Levée du couvre-feu et ouverture des terrasses. J’ai rendez-vous avec des amis au parc La Fontaine. Nous discutons, rattrapons le temps perdu. Mon amie me demande quel est le sujet de mon mémoire de maîtrise. Je lui réponds qu’il porte sur le respect des mesures sanitaires dans le contexte de la pandémie de la COVID-19.

Tandis que je présente mon projet de recherche, je réalise qu’il se matérialise sous mes yeux : nous sommes six amis agglutinés autour d’une petite table à pique-nique. Nous ne portons pas de masque. En fait, nous ne pensons pas à respecter les règles sanitaires !

C’est précisément ce type de comportements que j’ai observés dans le cadre de ma maîtrise. Une de mes études a démontré que les gens sont moins enclins à adhérer aux mesures sanitaires lorsqu’ils sont en présence de leurs amis et des membres de leur famille.

Dans une enquête en ligne que j’ai menée auprès de 1759 personnes, j’ai demandé aux répondants d’imaginer qu’ils assistaient à un évènement social, soit un concert extérieur dans un parc sous un chapiteau. J’ai précisé à certains participants qu’ils devaient se représenter en train de participer à l’évènement avec leurs proches, et à d’autres, qu’ils y participeraient avec des inconnus.

Les participants à qui j’avais indiqué qu’ils interagiraient avec leurs proches ont révélé qu’ils avaient moins l’intention de respecter la distanciation physique que ceux qui imaginaient interagir avec des inconnus.

De plus, les participants qui devaient interagir avec des membres de leur famille ont déclaré qu’ils avaient moins l’intention de porter le masque que ceux qui devaient interagir avec des inconnus.

J’ai pu constater que ces différences de comportement pouvaient s’expliquer par la confiance que nous portons à nos proches.
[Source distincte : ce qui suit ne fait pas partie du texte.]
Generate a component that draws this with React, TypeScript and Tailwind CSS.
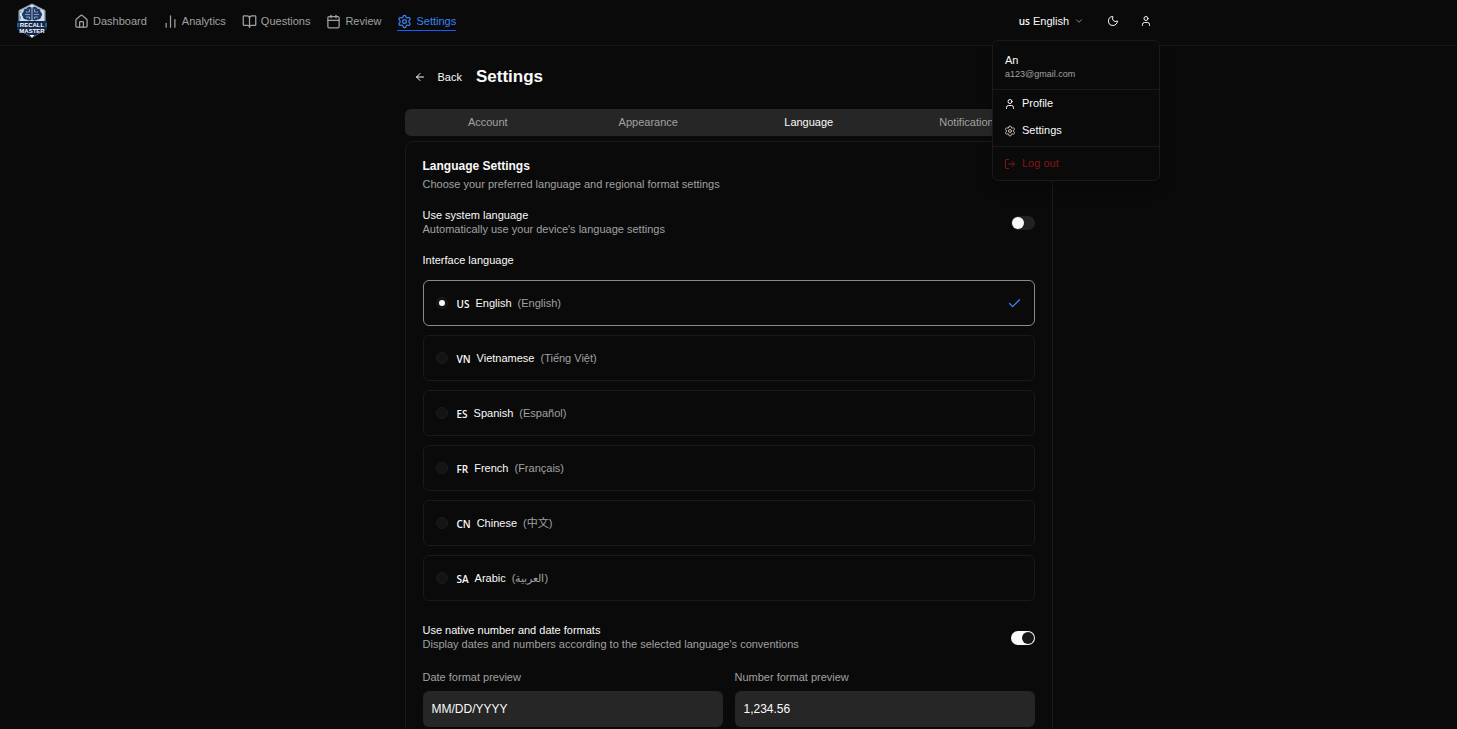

D’ailleurs, alors que j’exposais ce phénomène, un de mes amis s’est exclamé : « Ah oui, on a confiance que nos proches font attention, on sait que ce ne sont pas des caves ! ». Un autre a ajouté : « Oui et quand ça fait un an ne que tu n’as pas vu ta famille, ce n’est pas évident de respecter les mesures à la lettre. »

Le grand paradoxe

Il est difficile de réprimer notre besoin de nous rapprocher physiquement des gens que nous aimons. Toutefois, sachant qu’un fort pourcentage de porteurs de la COVID-19 sont asymptomatiques, en agissant de la sorte, ne mettons-nous pas en danger ceux qui nous sont le plus chers ? Mon ami venait de mettre le doigt sur le grand paradoxe que révèle mon étude : la confiance en ceux que nous aimons nous porte à les exposer à davantage de risques.

Lorsque nous nous retrouverons dans une situation similaire, peut-être devrons-nous faire davantage attention à ce faux sentiment de sécurité. Ainsi, nous pourrons nous assurer que confiance ne rime pas avec insouciance !

*Son mémoire de maîtrise est codirigé par la professeure de psychologie sociale Roxane de la Sablonnière et la chercheuse postdoctorale Anna Dorfman du Laboratoire sur les changements sociaux et l’identité (Université de Montréal). L’étude présentée dans le texte s’inscrit dans un projet de recherche visant à étudier les conséquences sociales de la COVID-19 sur les Canadiens et les Canadiennes.